PFLAG is a non-sectarian organization. There is no connection between PFLAG and any particular faith. However, we realize that religion plays an important role in determining attitudes toward LGBTQ persons. We are also aware that welcoming faith communities play an important role in changing anti-gay attitudes in society and supporting LGBTQs and their families, so we work to improve their knowledge and understanding.
People from different religious backgrounds or none at all come to PFLAG meetings. Some of us are affiliated as individuals with our local congregations and some of us had to struggle with being affiliated with a church or temple that rejects LGBTQs. Some of us have left any faith community and choose to think of ourselves as “spiritual but not religious.” PFLAG makes no judgment about anyone’s personal decision concerning their faith or non-faith beliefs. Even though our chapter meets at the various community churches, we are not affiliated with any church or temple. FUMC is a Reconciling Congregation which means they welcome LGBT persons into full participation. They have supported PFLAG since l993 by providing low-cost space. Cairn Christian Church (Disciples of Christ) is an open and affirming church and is allowing PFLAG Boulder County to offer it’s services throughout the county.
How does a person join PFLAG?
PFLAG is a membership organization. Annual dues are $25 for individuals and $35 for a family unit. The Supporting member level is $50 and a Sustaining membership is $100. Fifteen dollars of each membership goes to National PFLAG as our affiliate dues to contribute toward the many services available to us from the national staff. Besides offering workshops to help chapters expand membership, develop leadership and build capacity as strong local volunteer-run organizations, the national office lobbies for LGBTQ legislation. We are one of 500 chapters across the country, unified by National.
We hope that you find the PFLAG chapter welcoming, socially gratifying, and enriching to your understanding of LGBTQ issues. After people have their own needs for support met, we hope that they will want to become involved in supporting others and giving back to the organization through their participation in leadership roles, attendance at meetings and/or special events and continuing financial support.
One thing I have heard about PFLAG meetings is that they consist of mothers who sob about their child being gay.
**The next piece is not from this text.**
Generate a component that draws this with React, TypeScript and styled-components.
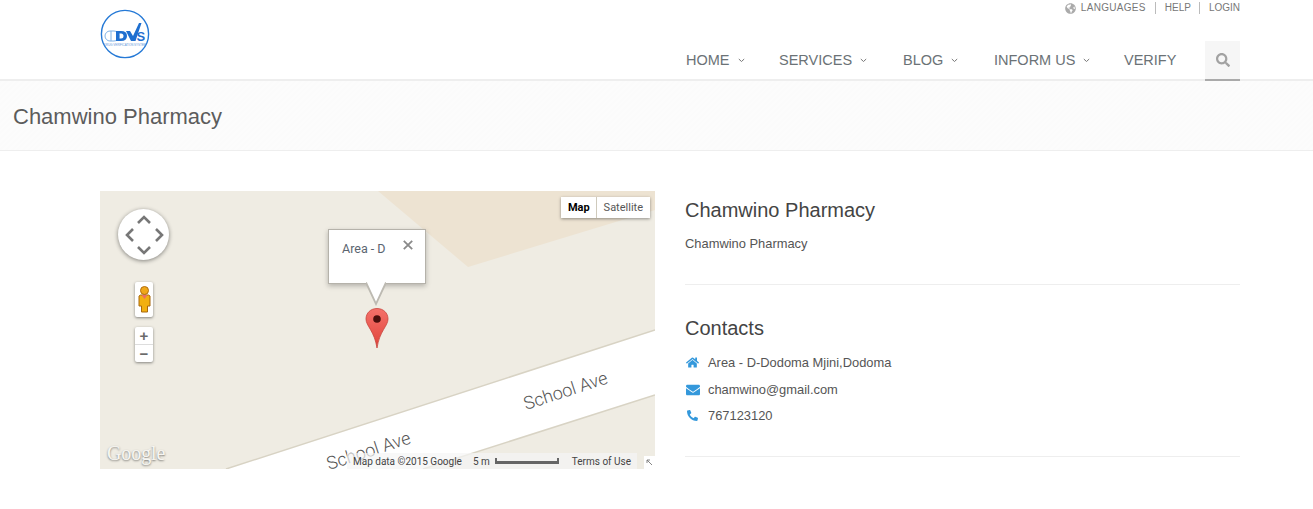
import React from "react";
import styled, { createGlobalStyle } from "styled-components";
import { FaGlobeAmericas, FaSearch, FaHome, FaEnvelope, FaPhone } from "react-icons/fa";

const Global = createGlobalStyle`
  html, body { margin: 0; padding: 0; background: #fff; }
  body { font-family: "Liberation Sans", Arial, sans-serif; color: #555; overflow: hidden; }
`;

const Page = styled.div`
  width: 1313px;
  height: 509px;
  overflow: hidden;
  display: flex;
  flex-direction: column;
`;

const Header = styled.header`
  height: 79px;
  flex: none;
  border-bottom: 2px solid #eeeeee;
  padding: 0 73px 0 100px;
  display: flex;
  justify-content: space-between;
`;

const LogoBox = styled.div`
  width: 50px;
  height: 50px;
  margin-top: 9px;
`;

const HeaderRight = styled.div`
  display: flex;
  flex-direction: column;
  align-items: flex-end;
`;

const TopLinks = styled.ul`
  list-style: none;
  margin: 0;
  padding: 2px 0 0;
  height: 41px;
  flex: none;
  display: flex;
  align-items: flex-start;
  box-sizing: border-box;
`;

const TopLink = styled.li<{ $first?: boolean }>`
  font-size: 10px;
  letter-spacing: ${(p) => (p.$first ? "0.3px" : "0")};
  line-height: 12px;
  height: 12px;
  color: #777;
  padding: 0 ${(p) => (p.$first ? 9 : 8)}px 0 9px;
  border-left: ${(p) => (p.$first ? "none" : "1px solid #bbb")};
  display: flex;
  align-items: center;
  gap: 5px;
  &:last-child { padding-right: 0; }
`;

const Nav = styled.nav`
  display: flex;
  align-items: flex-start;
  flex: none;
`;

const NavItem = styled.a<{ $w: number }>`
  width: ${(p) => p.$w}px;
  height: 38px;
  font-size: 14.5px;
  line-height: 37px;
  color: #6b7276;
  display: flex;
  align-items: center;
  gap: 8px;
  flex: none;
`;

const Caret = styled.svg`
  width: 7px;
  height: 5px;
  flex: none;
  margin-top: 1px;
`;

const SearchBtn = styled.div`
  width: 35px;
  height: 38px;
  background: #f6f6f6;
  border-bottom: 2px solid #aaa;
  display: flex;
  align-items: center;
  justify-content: center;
  color: #a2a2a2;
  font-size: 14px;
`;

const TitleBar = styled.div`
  height: 69px;
  flex: none;
  background: repeating-linear-gradient(135deg, #fbfbfb, #fbfbfb 2px, #fcfcfc 2px, #fcfcfc 4px);
  border-bottom: 1px solid #eeeeee;
  padding-left: 13px;
  display: flex;
  align-items: center;
`;

const PageTitle = styled.h1`
  margin: 2px 0 0;
  font-weight: 400;
  font-size: 22px;
  color: #5c5c5c;
`;

const Content = styled.main`
  padding: 40px 73px 0 100px;
  display: grid;
  grid-template-columns: 555px 555px;
  column-gap: 30px;
`;

const MapCanvas = styled.div`
  position: relative;
  width: 555px;
  height: 278px;
  overflow: hidden;
  background: #efece3;
`;

const MapBase = styled.svg`
  position: absolute;
  inset: 0;
`;

const MapType = styled.div`
  position: absolute;
  top: 6px;
  right: 5px;
  display: flex;
  height: 21px;
  background: #fff;
  box-shadow: 0 1px 3px rgba(0, 0, 0, 0.4);
  font-family: Roboto, sans-serif;
  font-size: 11px;
  line-height: 21px;
`;

const MapTypeBtn = styled.div<{ $active?: boolean }>`
  padding: 0 7px;
  padding-right: ${(p) => (p.$active ? 6 : 7)}px;
  color: ${(p) => (p.$active ? "#000" : "#565656")};
  font-weight: ${(p) => (p.$active ? 700 : 400)};
  border-left: ${(p) => (p.$active ? "none" : "1px solid #cfcabc")};
`;

const Pan = styled.svg`
  position: absolute;
  left: 18px;
  top: 18px;
  filter: drop-shadow(0 1px 2px rgba(0, 0, 0, 0.45));
`;

const Pegman = styled.div`
  position: absolute;
  left: 35px;
  top: 91px;
  width: 18px;
  height: 35px;
  background: #fff;
  border-radius: 2px;
  box-shadow: 0 1px 3px rgba(0, 0, 0, 0.45);
  display: flex;
  align-items: center;
  justify-content: center;
`;

const Zoom = styled.div`
  position: absolute;
  left: 35px;
  top: 136px;
  width: 18px;
  height: 35px;
  background: #fff;
  border-radius: 2px;
  box-shadow: 0 1px 3px rgba(0, 0, 0, 0.45);
  display: flex;
  flex-direction: column;
  font-family: "Liberation Sans", sans-serif;
  color: #6a6a6a;
`;

const ZoomBtn = styled.div<{ $minus?: boolean }>`
  flex: 1;
  display: flex;
  align-items: center;
  justify-content: center;
  font-size: 15px;
  font-weight: 700;
  line-height: 1;
  border-top: ${(p) => (p.$minus ? "1px solid #ddd" : "none")};
`;

const Bubble = styled.div`
  position: absolute;
  left: 228px;
  top: 38px;
  width: 96px;
  height: 53px;
  background: #fff;
  border: 1px solid #b5b2aa;
  box-shadow: 0 2px 5px rgba(0, 0, 0, 0.25);
  font-family: Roboto, sans-serif;
  font-size: 12.5px;
  color: #5b6570;
`;

const BubbleText = styled.div`
  padding: 12px 0 0 13px;
  line-height: 14px;
`;

const BubbleClose = styled.svg`
  position: absolute;
  top: 10px;
  right: 12px;
`;

const BubbleTail = styled.svg`
  position: absolute;
  left: 266px;
  top: 91px;
`;

const Marker = styled.svg`
  position: absolute;
  left: 265px;
  top: 117px;
`;

const GoogleMark = styled.div`
  position: absolute;
  left: 7px;
  bottom: 5px;
  font-family: "Liberation Serif", serif;
  font-size: 20px;
  line-height: 22px;
  letter-spacing: -0.1px;
  color: #f7f6f2;
  text-shadow: 0 1px 2px rgba(0, 0, 0, 0.5);
`;

const Attribution = styled.div`
  position: absolute;
  left: 247px;
  bottom: 0;
  height: 16px;
  width: 290px;
  background: rgba(245, 245, 245, 0.7);
  display: flex;
  align-items: center;
  font-family: Roboto, sans-serif;
  font-size: 10px;
  color: #444;
  white-space: nowrap;
  padding-left: 6px;
  box-sizing: border-box;
`;

const ScaleLabel = styled.span`
  margin-left: 11px;
`;

const ScaleBar = styled.span`
  display: inline-block;
  width: 64px;
  height: 6px;
  margin: 0 13px 0 5px;
  border: solid #666;
  border-width: 0 2px 3px 2px;
  box-sizing: border-box;
`;

const Corner = styled.div`
  position: absolute;
  right: 0;
  bottom: 0;
  width: 11px;
  height: 13px;
  background: #fff;
  display: flex;
  align-items: center;
  justify-content: center;
`;

const Side = styled.section`
  display: flex;
  flex-direction: column;
`;

const SideHeading = styled.h3`
  margin: 0;
  font-weight: 400;
  font-size: 20px;
  line-height: 24px;
  color: #444;
`;

const Intro = styled.div`
  padding-top: 7px;
  height: 94px;
  box-sizing: border-box;
  border-bottom: 1px solid #eeeeee;
`;

const Para = styled.p`
  margin: 13px 0 0;
  font-size: 12.9px;
  line-height: 18px;
  color: #555;
`;

const Contacts = styled.div`
  padding-top: 31px;
  height: 172px;
  box-sizing: border-box;
  border-bottom: 1px solid #eeeeee;
`;

const ContactList = styled.ul`
  list-style: none;
  margin: 9px 0 0;
  padding: 0;
`;

const ContactRow = styled.li<{ $h: number }>`
  height: ${(p) => p.$h}px;
  display: flex;
  align-items: center;
  font-size: 12.9px;
  color: #555;
`;

const ContactIcon = styled.span<{ $size: number; $indent?: number }>`
  width: ${(p) => 23 - (p.$indent ?? 0)}px;
  margin-left: ${(p) => p.$indent ?? 0}px;
  flex: none;
  display: flex;
  color: #3498db;
  font-size: ${(p) => p.$size}px;
`;

const Dropper = () => (
  <svg width="13" height="27" viewBox="0 0 13 27">
    <circle cx="6.5" cy="4.500" r="4" fill="#f0a818" stroke="#b06d10" />
    <path d="M2.500 9h8l1.500 1v10H9.500v6h-6v-6H1V10z" fill="#f2b010" stroke="#a8680e" />
    <path d="M3.500 9h6L6.500 13z" fill="#ec7060" />
  </svg>
);

const Logo = () => (
  <svg width="50" height="50" viewBox="0 0 50 50">
    <circle cx="25" cy="25" r="23.6" fill="#fff" stroke="#2579d6" strokeWidth="1.4" />
    <rect x="5" y="22" width="14" height="10" rx="5" fill="#fff" stroke="#80b2e6" strokeWidth="1" />
    <path d="M11 22v10" stroke="#80b2e6" />
    <path d="M16 22h5q6 0 6 5t-6 5h-5zM19.500 24.500v5h1.500q2.500 0 2.500-2.500t-2.500-2.500z" fill="#1f6fd0" fillRule="evenodd" />
    <path d="M26 22h4l3 5 6-13h2.500l-6 18h-4.500z" fill="#1f6fd0" />
    <text x="36.500" y="32" fontFamily="Liberation Sans, sans-serif" fontWeight="700" fontSize="13" fill="#1f6fd0">S</text>
    <text x="25" y="37" textAnchor="middle" fontFamily="Liberation Sans, sans-serif" fontSize="2.900" fill="#5a94d8">DRUG VERIFICATION SYSTEM</text>
  </svg>
);

const Chevron = () => (
  <Caret viewBox="0 0 7 5">
    <path d="M.8 1 3.500 3.500 6.200 1" fill="none" stroke="#777" strokeWidth="1" />
  </Caret>
);

const nav: { label: string; w: number; caret: boolean }[] = [
  { label: "HOME", w: 93, caret: true },
  { label: "SERVICES", w: 124, caret: true },
  { label: "BLOG", w: 91, caret: true },
  { label: "INFORM US", w: 130, caret: true },
  { label: "VERIFY", w: 81, caret: false },
];

export default function App() {
  return (
    <Page>
      <Global />
      <Header>
        <LogoBox>
          <Logo />
        </LogoBox>
        <HeaderRight>
          <TopLinks>
            <TopLink $first>
              <FaGlobeAmericas size={11} color="#aaa" />
              LANGUAGES
            </TopLink>
            <TopLink>HELP</TopLink>
            <TopLink>LOGIN</TopLink>
          </TopLinks>
          <Nav>
            {nav.map((n) => (
              <NavItem key={n.label} $w={n.w}>
                {n.label}
                {n.caret && <Chevron />}
              </NavItem>
            ))}
            <SearchBtn>
              <FaSearch />
            </SearchBtn>
          </Nav>
        </HeaderRight>
      </Header>
      <TitleBar>
        <PageTitle>Chamwino Pharmacy</PageTitle>
      </TitleBar>
      <Content>
        <MapCanvas>
          <MapBase width="555" height="278" viewBox="0 0 555 278">
            <defs>
              <linearGradient id="pin" x1="0" y1="0" x2="0" y2="1">
                <stop offset="0" stopColor="#f4716a" />
                <stop offset="1" stopColor="#e0433a" />
              </linearGradient>
            </defs>
            <polygon points="278,0 555,0 555,19 368,76" fill="#ede3d2" />
            <polygon points="126,278 555,139 555,204 323,278" fill="#fff" />
            <path d="M126 278 555 139M323 278 555 204" stroke="#d8d3c4" strokeWidth="1.500" fill="none" />
            <text x="0" y="0" transform="translate(426 219) rotate(-18)" fontFamily="Roboto, sans-serif" fontWeight="300" fontSize="18" fill="#555">School Ave</text>
            <text x="0" y="0" transform="translate(229 279) rotate(-18)" fontFamily="Roboto, sans-serif" fontWeight="300" fontSize="18" fill="#555">School Ave</text>
          </MapBase>
          <MapType>
            <MapTypeBtn $active>Map</MapTypeBtn>
            <MapTypeBtn>Satellite</MapTypeBtn>
          </MapType>
          <Pan width="52" height="52" viewBox="0 0 52 52">
            <circle cx="25.500" cy="25.500" r="25.500" fill="#fff" />
            <path d="M20 14 26 8 32 14M20 38 26 44 32 38M15 20 9 26 15 32M38 20 44 26 38 32" fill="none" stroke="#777" strokeWidth="2.600" />
          </Pan>
          <Pegman>
            <Dropper />
          </Pegman>
          <Zoom>
            <ZoomBtn>+</ZoomBtn>
            <ZoomBtn $minus>−</ZoomBtn>
          </Zoom>
          <Bubble>
            <BubbleText>Area - D</BubbleText>
            <BubbleClose width="10" height="10" viewBox="0 0 10 10">
              <path d="M.8.8l8.400 8.400M9.200.8.800 9.200" stroke="#8a8a8a" strokeWidth="1.800" />
            </BubbleClose>
          </Bubble>
          <BubbleTail width="20" height="24" viewBox="0 0 20 24">
            <polygon points="0,0 20,0 10,22" fill="#fff" />
            <path d="M0 0.500 10 22 20 0.500" fill="none" stroke="#bdbab2" strokeWidth="1.800" />
          </BubbleTail>
          <Marker width="24" height="41" viewBox="0 0 24 41">
            <path d="M12 .5C5.600.5 1 5 1 11c0 7 8.500 12 11 29 2.500-17 11-22 11-29C23 5 18.400.5 12 .5z" fill="url(#pin)" stroke="#c8443c" strokeWidth="0.800" />
            <circle cx="12" cy="11" r="3.800" fill="#4a0f0c" />
          </Marker>
          <GoogleMark>Google</GoogleMark>
          <Attribution>
            Map data ©2015 Google
            <ScaleLabel>5 m</ScaleLabel>
            <ScaleBar />
            Terms of Use
          </Attribution>
          <Corner>
            <svg width="7" height="7" viewBox="0 0 7 7">
              <path d="M1 4V1h3M1 1l5 5" fill="none" stroke="#777" strokeWidth="0.900" />
            </svg>
          </Corner>
        </MapCanvas>
        <Side>
          <Intro>
            <SideHeading>Chamwino Pharmacy</SideHeading>
            <Para>Chamwino Pharmacy</Para>
          </Intro>
          <Contacts>
            <SideHeading>Contacts</SideHeading>
            <ContactList>
              <ContactRow $h={27}>
                <ContactIcon $size={13} $indent={1}><FaHome /></ContactIcon>
                Area - D-Dodoma Mjini,Dodoma
              </ContactRow>
              <ContactRow $h={27}>
                <ContactIcon $size={14} $indent={1}><FaEnvelope /></ContactIcon>
                chamwino@gmail.com
              </ContactRow>
              <ContactRow $h={25}>
                <ContactIcon $size={11} $indent={2}><FaPhone style={{ transform: "scaleX(-1)" }} /></ContactIcon>
                767123120
              </ContactRow>
            </ContactList>
          </Contacts>
        </Side>
      </Content>
    </Page>
  );
}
Is this true?
Although we do make sure we take time to support those who are experiencing struggles, we also take time to celebrate our loved ones. Sometimes tears are a first step in the process of moving toward acceptance. There is usually a process for parents and family members similar to Kubler-Ross’s “death and dying” steps. Parents who never anticipated their child could be gay are first shocked and in denial, followed by sadness and blame. They can choose to stay stuck there or move to expand their understanding by learning more about what it means to be gay. Once on that path, they move to acceptance and eventually can even discover pride and move into advocacy. Some parents move immediately into actively working to make our society more accepting.
Another story is that all PFLAG Moms and Dads have to march in Pride Parades. Must they?
Marching in the annual Gay Pride Parade is a form of advocacy for our LGBT loved ones. We think of marching as an act of unconditional love. That’s why PFLAG gets such love in return. It can be a gratifying experience because PFLAG always gets the most applause and heartfelt cries of “thank you” from appreciative crowds. But not everyone is ready to be “out” in a public way and that’s all right. Those who march have reached a place of acceptance and pride in being gay or having a gay family member. Marching isn’t just for family members. Anyone is welcome to walk with PFLAG at this favorite annual event, but it is not mandatory. Others prefer to express their activism by lobbying legislators or speaking out to stop harassment at school or discrimination in the work place or community.